On the contrary, working with a financial advisor who does not fully grasp your needs can lead to frustration. You may feel that your financial advisor’s recommendations do not reflect your risk tolerance or investment preferences. Handling your own retirement planning also helps you eliminate the possibility of conflicts and ensure that your investment portfolio aligns with your risk and return expectations.
Your financial goals may evolve as life circumstances change. Managing your own plan allows you to adjust your strategy as needed without waiting for a financial advisor’s input or approval. You can shift investment allocations, adjust savings contributions, modify your withdrawal strategy and do a lot more. You have the flexibility to make decisions quickly and efficiently.
2. Ease of execution
Managing your own retirement planning allows you to take action on your own terms without waiting for external input from a financial advisor. Working with a financial advisor often requires scheduling meetings, discussing different strategies, and waiting for recommendations before executing decisions. This process can be time-consuming, especially when you need to make quick decisions.
Handling your finances independently gives you the flexibility to make changes whenever needed. You can adjust your investment allocations, increase or decrease contributions, or respond to market shifts immediately without relying on someone else’s availability. This can be especially beneficial during times of market volatility. Self-managing retirement planning can feel more efficient and empowering if you prefer working independently. You get to control the pace, prioritize what matters most, and ensure your investment strategy evolves according to your preferences. While this approach requires effort and financial knowledge, it eliminates the need to coordinate with a financial advisor and streamlines the execution of your plans.
Cons
1. Lack of expertise
One of the biggest challenges of managing your own retirement planning is the lack of professional expertise. Retirement planning can involve investment management, asset allocation, risk assessment, tax optimization, withdrawal strategies, and estate planning. Each of these areas requires knowledge and experience, and without them, you may end up making mistakes that can compromise your long-term financial security.

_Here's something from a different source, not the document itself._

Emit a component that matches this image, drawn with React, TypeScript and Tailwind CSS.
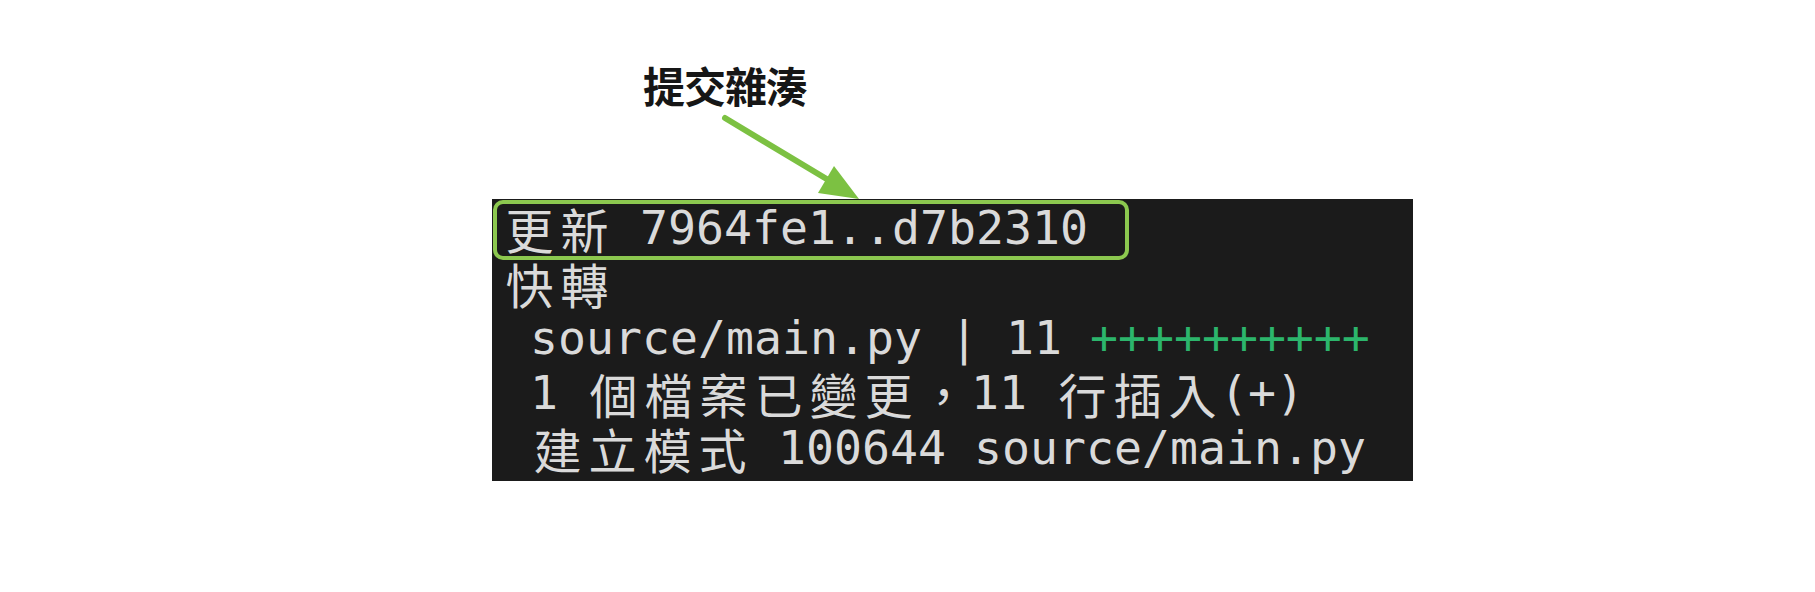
import React from "react";

const CJK = /[\u3000-\u9fff\uff00-\uffef]/;

function TermLine({ text, children }: { text: string; children?: React.ReactNode }) {
  const parts: React.ReactNode[] = [];
  let buf = "";
  text.split("").forEach((ch, i) => {
    if (CJK.test(ch)) {
      if (buf) {
        parts.push(buf);
        buf = "";
      }
      parts.push(
        <span
          key={i}
          className="inline-block align-top w-[55px] h-[55px] leading-[55px] text-center text-[48px] font-['Noto_Sans_CJK_TC','Noto_Sans_CJK_SC',sans-serif]"
        >
          {ch}
        </span>
      );
    } else {
      buf += ch;
    }
  });
  if (buf) parts.push(buf);

  return (
    <div className="h-[55px] leading-[55px] whitespace-pre">
      {parts}
      {children}
    </div>
  );
}

export default function App() {
  return (
    <div className="relative w-[1815px] h-[592px] bg-white overflow-hidden">
      {/* Label */}
      <div className="pt-[64px] pl-[643px] h-[199px]">
        <h1 className="text-[42px] leading-[42px] font-bold text-[#161616] font-['Noto_Sans_CJK_TC','Noto_Sans_CJK_SC',sans-serif] tracking-[-1px]">
          提交雜湊
        </h1>
      </div>

      {/* Terminal output */}
      <div className="relative ml-[492px] w-[921px] h-[282px] bg-[#1b1b1b] pl-[10px] pt-[2px] text-[46.5px] text-[#dadada] font-['DejaVu_Sans_Mono','Liberation_Mono',monospace]">
        <TermLine text="更新 7964fe1..d7b2310" />
        <TermLine text="快轉" />
        <TermLine text=" source/main.py | 11 ">
          <span className="text-[#2cb56c]">++++++++++</span>
        </TermLine>
        <TermLine text=" 1 個檔案已變更，11 行插入(+)" />
        <TermLine text=" 建立模式 100644 source/main.py" />

        {/* Highlight box */}
        <div className="absolute left-[1px] top-[1px] w-[636px] h-[60px] border-[4px] border-[#8cc84f] rounded-[10px]" />
      </div>

      {/* Arrow */}
      <svg
        className="absolute left-0 top-0 pointer-events-none"
        width="1815"
        height="592"
        viewBox="0 0 1815 592"
      >
        <line x1="725" y1="118" x2="830" y2="181" stroke="#7cc142" strokeWidth="6" strokeLinecap="round" />
        <polygon points="859,199 834,166 818,193" fill="#7cc142" />
      </svg>
    </div>
  );
}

If you are well-versed in financial planning, you may be able to handle these complexities on your own. However, if you are unfamiliar with tax laws, risk management, investment strategies, government policies, etc., you could unknowingly make decisions that hurt your long-term financial security. Keeping up with new tax laws, contribution limits, government policies, and investment trends requires ongoing effort. Without professional guidance, you may miss opportunities, which could put your retirement at risk.
2. Time-consuming
While you may be making quick decisions with an advisor out of the picture, managing your own retirement planning can require time and effort. This may be difficult to spare amid a busy work schedule and personal responsibilities. Retirement planning requires continuous monitoring. You need to stay updated on market trends, tax law changes, etc. If you do not actively manage your investment portfolio, you risk overlooking critical details that could impact your long-term security. Over time, the workload can become exhausting. Researching investment options, rebalancing your portfolio, etc., all require careful attention. If you cannot dedicate the necessary time, you may make rushed decisions or miss out on opportunities. This can lead to inefficiencies and financial impediments that could have been avoided with professional guidance.

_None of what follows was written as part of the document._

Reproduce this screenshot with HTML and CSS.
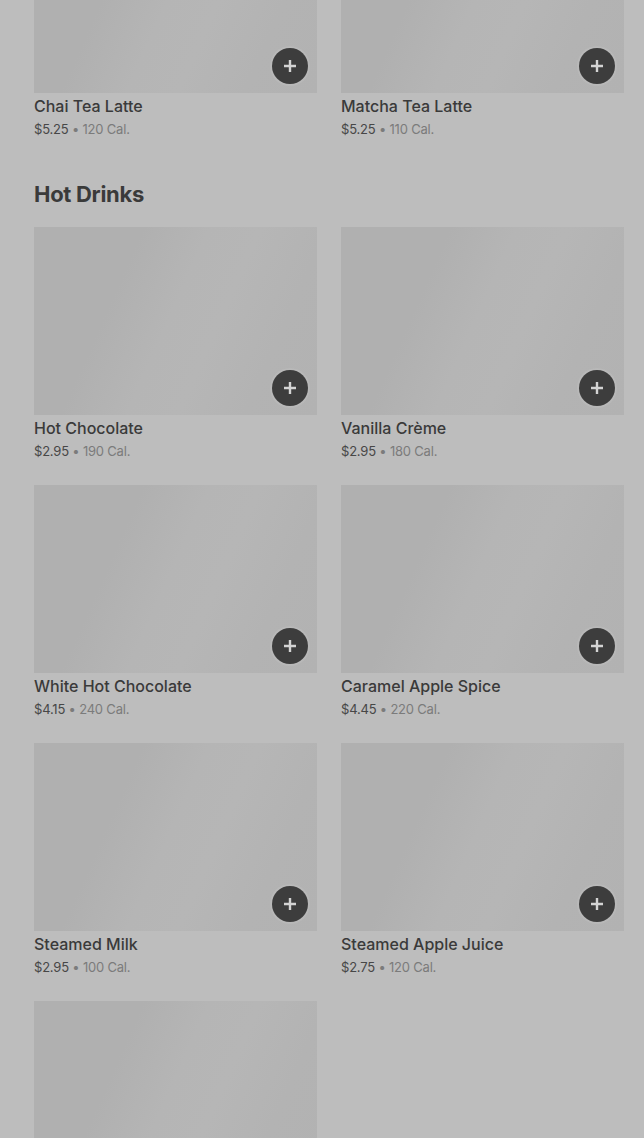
FILE: index.html
```html
<!DOCTYPE html>
<html lang="en">
<head>
<meta charset="UTF-8">
<meta name="viewport" content="width=device-width, initial-scale=1.0">
<title>Menu</title>
<link rel="stylesheet" href="styles.css">
</head>
<body>
  <div class="menu">
    <section class="category first">
      <div class="grid">
        <div class="item">
          <div class="thumb"><button class="add" aria-label="Add"><svg width="12" height="12" viewBox="0 0 12 12"><path d="M6 0v12M0 6h12" stroke="currentColor" stroke-width="2.4"/></svg></button></div>
          <div class="name">Chai Tea Latte</div>
          <div class="meta"><span class="price">$5.25</span> • 120 Cal.</div>
        </div>
        <div class="item">
          <div class="thumb"><button class="add" aria-label="Add"><svg width="12" height="12" viewBox="0 0 12 12"><path d="M6 0v12M0 6h12" stroke="currentColor" stroke-width="2.4"/></svg></button></div>
          <div class="name">Matcha Tea Latte</div>
          <div class="meta"><span class="price">$5.25</span> • 110 Cal.</div>
        </div>
      </div>
    </section>

    <section class="category">
      <h2>Hot Drinks</h2>
      <div class="grid">
        <div class="item">
          <div class="thumb"><button class="add" aria-label="Add"><svg width="12" height="12" viewBox="0 0 12 12"><path d="M6 0v12M0 6h12" stroke="currentColor" stroke-width="2.4"/></svg></button></div>
          <div class="name">Hot Chocolate</div>
          <div class="meta"><span class="price">$2.95</span> • 190 Cal.</div>
        </div>
        <div class="item">
          <div class="thumb"><button class="add" aria-label="Add"><svg width="12" height="12" viewBox="0 0 12 12"><path d="M6 0v12M0 6h12" stroke="currentColor" stroke-width="2.4"/></svg></button></div>
          <div class="name">Vanilla Crème</div>
          <div class="meta"><span class="price">$2.95</span> • 180 Cal.</div>
        </div>
        <div class="item">
          <div class="thumb"><button class="add" aria-label="Add"><svg width="12" height="12" viewBox="0 0 12 12"><path d="M6 0v12M0 6h12" stroke="currentColor" stroke-width="2.4"/></svg></button></div>
          <div class="name">White Hot Chocolate</div>
          <div class="meta"><span class="price">$4.15</span> • 240 Cal.</div>
        </div>
        <div class="item">
          <div class="thumb"><button class="add" aria-label="Add"><svg width="12" height="12" viewBox="0 0 12 12"><path d="M6 0v12M0 6h12" stroke="currentColor" stroke-width="2.4"/></svg></button></div>
          <div class="name">Caramel Apple Spice</div>
          <div class="meta"><span class="price">$4.45</span> • 220 Cal.</div>
        </div>
        <div class="item">
          <div class="thumb"><button class="add" aria-label="Add"><svg width="12" height="12" viewBox="0 0 12 12"><path d="M6 0v12M0 6h12" stroke="currentColor" stroke-width="2.4"/></svg></button></div>
          <div class="name">Steamed Milk</div>
          <div class="meta"><span class="price">$2.95</span> • 100 Cal.</div>
        </div>
        <div class="item">
          <div class="thumb"><button class="add" aria-label="Add"><svg width="12" height="12" viewBox="0 0 12 12"><path d="M6 0v12M0 6h12" stroke="currentColor" stroke-width="2.4"/></svg></button></div>
          <div class="name">Steamed Apple Juice</div>
          <div class="meta"><span class="price">$2.75</span> • 120 Cal.</div>
        </div>
        <div class="item">
          <div class="thumb"></div>
        </div>
      </div>
    </section>
  </div>
</body>
</html>
```

FILE: styles.css
```css
html, body {
  height: 100%;
  overflow: hidden;
}
body {
  margin: 0;
  background-color: #bdbdbd;
  font-family: Inter, "Noto Sans", Arial, sans-serif;
  color: #3b3b3b;
}
.menu {
  padding: 0 20px 0 34px;
}
.category.first {
  margin-top: -95px;
}
.category h2 {
  margin: 39px 0 17px;
  font-size: 22px;
  line-height: 32px;
  font-weight: 700;
  letter-spacing: -0.3px;
  color: #3a3a3a;
}
.grid {
  display: grid;
  grid-template-columns: 1fr 1fr;
  column-gap: 24px;
  row-gap: 24px;
}
.thumb {
  position: relative;
  height: 188px;
  background: linear-gradient(114deg, #b0b0b0 0%, #b0b0b0 30%, #b5b5b5 48%, #b6b6b6 62%, #b3b3b3 80%, #b2b2b2 100%);
}
.add {
  position: absolute;
  right: 9px;
  bottom: 9px;
  width: 36px;
  height: 36px;
  border: none;
  border-radius: 50%;
  background-color: #3d3d3d;
  color: #d4d4d4;
  padding: 0;
  display: flex;
  align-items: center;
  justify-content: center;
  box-shadow: 0 0 0 2px rgba(255, 255, 255, 0.08);
}
.name {
  margin-top: 3px;
  font-size: 16px;
  line-height: 20px;
  font-weight: 500;
  color: #3a3a3a;
}
.meta {
  margin-top: 3px;
  font-size: 13px;
  line-height: 20px;
  letter-spacing: -0.2px;
  color: #7b7b7b;
}
.meta .price {
  color: #474747;
}
```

3. Emotional decision-making
Handling your own retirement planning makes it difficult to separate emotions from financial decisions. For example, you may feel tempted to sell investments in a downturn out of panic instead of riding out the fluctuation. Without an objective perspective, decision-making can become reactive. You may second-guess yourself and wonder whether you should act now or wait for the hurdle to pass. The stress of managing your long-term finances on your own can make it harder to stay disciplined and follow a well-thought-out retirement plan.
A financial advisor can provide an outside perspective and help you navigate your emotions. They can guide you through volatile markets and ensure you stick to your long-term strategy rather than making emotionally driven decisions. If you choose to go it alone, you must develop the ability to stay objective and disciplined, which can be challenging for many investors.
To conclude
If you are wondering whether to hire a financial advisor or handle your retirement planning on your own, you need to weigh the pros and cons carefully. Your level of expertise, the time you can dedicate, and your comfort with financial decision-making all play a role in this choice. Hiring a financial advisor can be beneficial for many people, as it ensures a structured approach to managing the future. Retirement planning is complex, and professional guidance can help you. However, if you have the knowledge, discipline, and time to manage your finances independently, doing it yourself can also be suitable. Ultimately, the right decision depends on what works best for you. Consider what is at stake and choose accordingly.